The asset manager’s survey of 500 institutional investors across 27 countries, including Australia, has discovered the top issues set to impact the investment landscape.
The growing influence of geopolitical bad actors was identified as the most pressing threat, with 50 per cent of Australians noting this issue.
Half of investors were also concerned about rising interest rates, followed by 46 per cent saying a decline in consumer spending.
Over 40 per cent of Australian respondents pinpointed the impact of China’s economy as a threat in 2024. However, this figure was lower for global investors at 30 per cent.
Finally, relations with China were an economic concern for 32 per cent of Australian institutional investors.
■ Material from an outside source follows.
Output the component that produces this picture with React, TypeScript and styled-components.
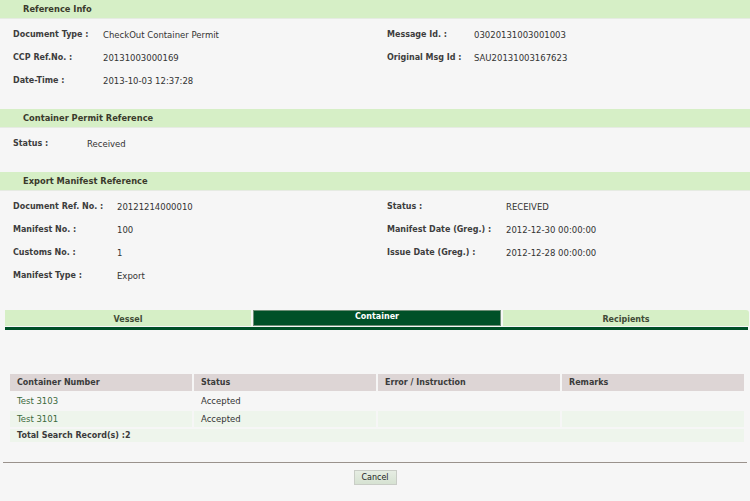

“Confronted with global conflicts, high inflation and continual rate rises this year, Australian institutional investors have had a lot to deal with – unfortunately it looks like 2024 will also be filled with challenges,” said Louise Watson, Natixis IM country head for Australia and New Zealand.
Geopolitical forces and macroeconomic uncertainty will continue weighing on global markets in the new year, Watson expects, underscoring the need to build resilient and diverse investment portfolios.
The growth of private investment
Natixis IM’s market projections found that institutional investors in Australia have a bullish outlook on only two asset classes: the bond market (69 per cent) and private debt (73 per cent).
Private assets, more broadly, are a top alternative allocation choice for institutional investors, the asset manager stated.
“However, after a long run of private investments, 59 per cent of institutional investors say that the popularity of private assets is making it hard to find deals,” the report wrote.
Regulation is also impacting investors’ sentiment towards private assets. Some 53 per cent of respondents believe over-regulation of private markets make them less attractive.
“However, based on their plans for 2024, it appears this is about easing up future allocations rather than dialling back on what they already own.”